• **Written request**
Copy, from the entries below, each line in which the string "this" appears.

• **Entries supplied**

** Begin **

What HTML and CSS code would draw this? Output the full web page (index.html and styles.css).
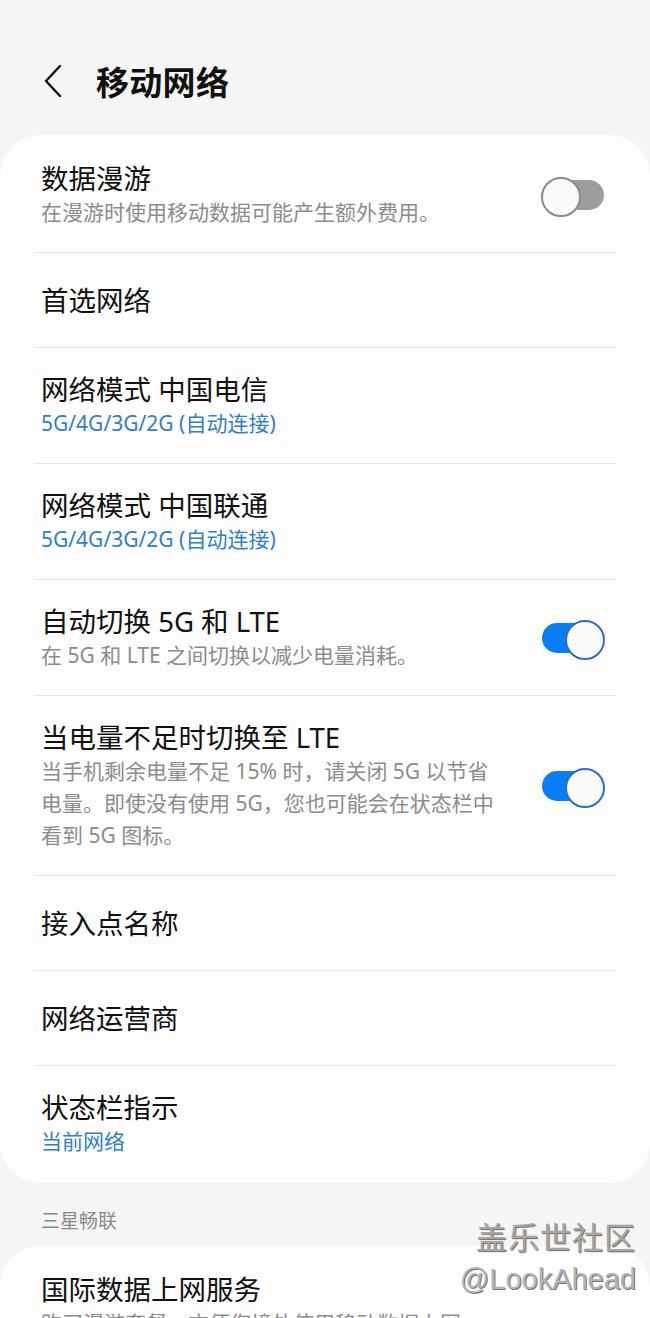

** End **
** Begin **

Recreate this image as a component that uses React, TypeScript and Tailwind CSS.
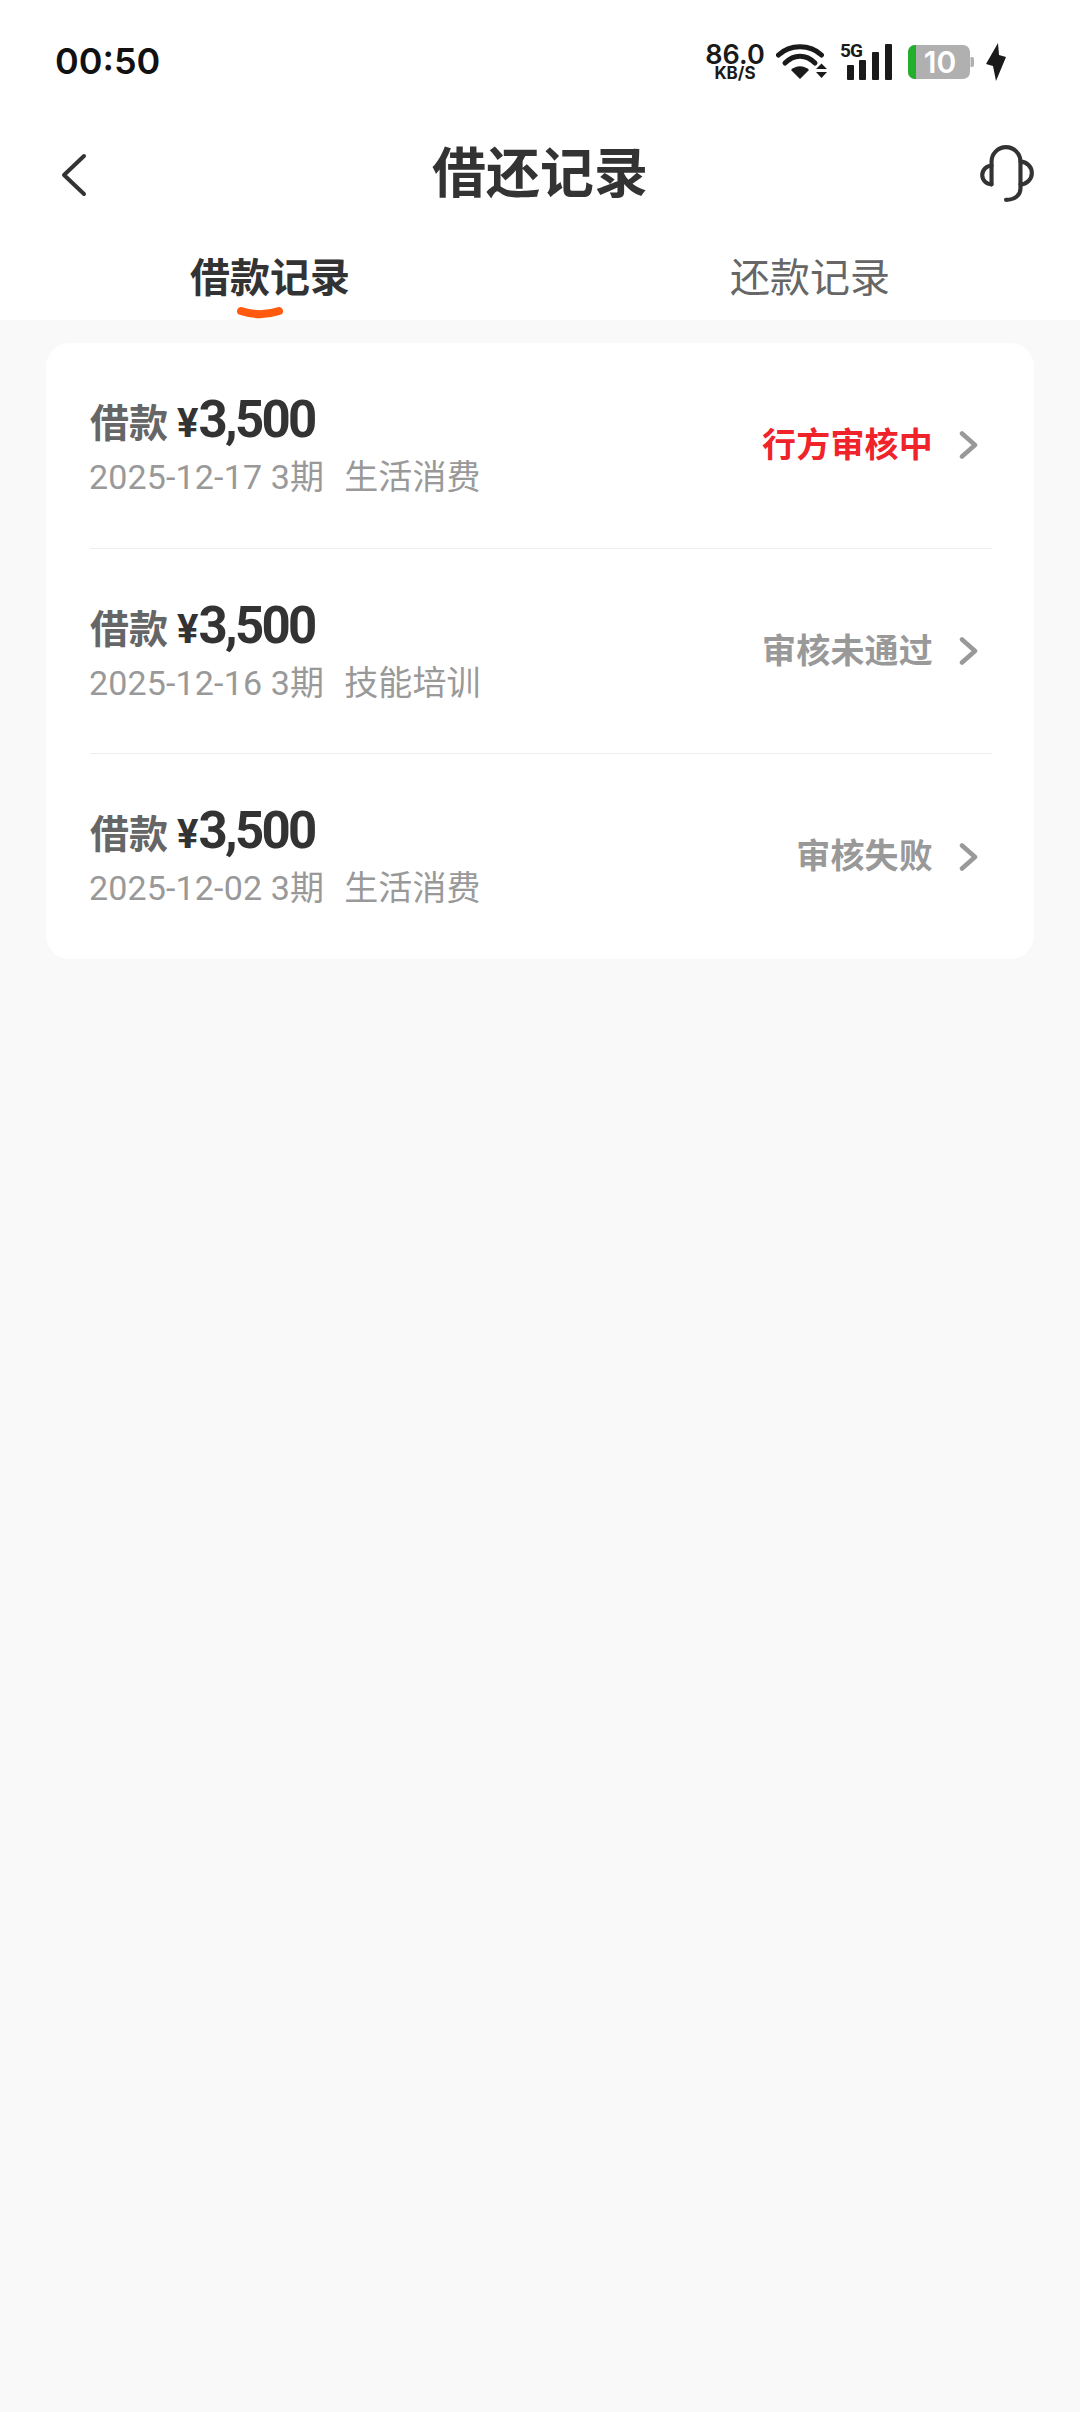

** End **
** Begin **

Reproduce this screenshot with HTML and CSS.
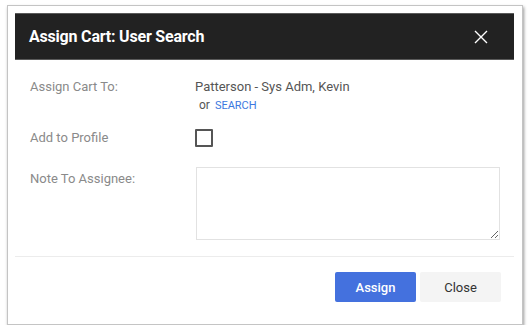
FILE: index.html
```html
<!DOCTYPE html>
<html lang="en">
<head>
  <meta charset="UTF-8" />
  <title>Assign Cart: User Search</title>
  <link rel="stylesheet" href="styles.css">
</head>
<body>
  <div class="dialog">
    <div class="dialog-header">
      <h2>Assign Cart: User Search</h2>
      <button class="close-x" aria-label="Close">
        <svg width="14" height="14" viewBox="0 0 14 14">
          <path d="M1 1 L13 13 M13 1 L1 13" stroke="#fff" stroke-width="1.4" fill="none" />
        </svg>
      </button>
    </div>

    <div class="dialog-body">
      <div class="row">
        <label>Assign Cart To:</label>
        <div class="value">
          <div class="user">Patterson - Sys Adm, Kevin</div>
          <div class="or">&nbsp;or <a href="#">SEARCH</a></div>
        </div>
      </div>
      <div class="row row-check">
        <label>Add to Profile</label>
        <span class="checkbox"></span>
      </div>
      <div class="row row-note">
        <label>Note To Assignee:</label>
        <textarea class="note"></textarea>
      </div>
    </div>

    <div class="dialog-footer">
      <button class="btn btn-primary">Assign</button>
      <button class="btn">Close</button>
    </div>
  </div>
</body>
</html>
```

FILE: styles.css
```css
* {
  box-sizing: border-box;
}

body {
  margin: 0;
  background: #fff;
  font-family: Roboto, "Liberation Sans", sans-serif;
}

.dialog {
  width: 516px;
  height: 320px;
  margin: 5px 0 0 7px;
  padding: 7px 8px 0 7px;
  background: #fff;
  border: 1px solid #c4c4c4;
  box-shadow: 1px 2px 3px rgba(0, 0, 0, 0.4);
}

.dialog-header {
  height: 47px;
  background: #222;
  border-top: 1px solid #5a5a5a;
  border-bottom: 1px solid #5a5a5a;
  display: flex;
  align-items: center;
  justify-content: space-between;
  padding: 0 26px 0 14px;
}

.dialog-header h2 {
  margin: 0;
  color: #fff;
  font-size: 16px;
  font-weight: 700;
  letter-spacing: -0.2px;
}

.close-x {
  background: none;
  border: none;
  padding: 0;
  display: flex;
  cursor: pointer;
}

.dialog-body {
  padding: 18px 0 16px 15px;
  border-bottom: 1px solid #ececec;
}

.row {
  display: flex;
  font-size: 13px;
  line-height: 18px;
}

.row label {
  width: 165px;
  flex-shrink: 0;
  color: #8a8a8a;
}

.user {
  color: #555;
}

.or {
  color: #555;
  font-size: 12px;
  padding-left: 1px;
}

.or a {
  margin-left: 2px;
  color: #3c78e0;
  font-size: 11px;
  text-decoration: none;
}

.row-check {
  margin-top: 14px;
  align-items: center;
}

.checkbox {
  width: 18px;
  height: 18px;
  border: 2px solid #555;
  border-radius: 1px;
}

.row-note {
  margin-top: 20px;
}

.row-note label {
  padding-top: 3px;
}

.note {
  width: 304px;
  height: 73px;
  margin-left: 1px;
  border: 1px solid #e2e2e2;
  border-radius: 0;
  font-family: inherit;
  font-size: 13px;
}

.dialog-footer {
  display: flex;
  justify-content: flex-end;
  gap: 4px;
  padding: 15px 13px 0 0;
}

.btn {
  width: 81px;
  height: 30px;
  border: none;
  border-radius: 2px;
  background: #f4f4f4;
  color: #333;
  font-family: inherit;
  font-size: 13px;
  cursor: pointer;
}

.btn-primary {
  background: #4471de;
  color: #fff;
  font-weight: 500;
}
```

** End **

• **The solution**
What HTML and CSS code would draw this? Output the full web page (index.html and styles.css).
Recreate this image as a component that uses React, TypeScript and Tailwind CSS.
Reproduce this screenshot with HTML and CSS.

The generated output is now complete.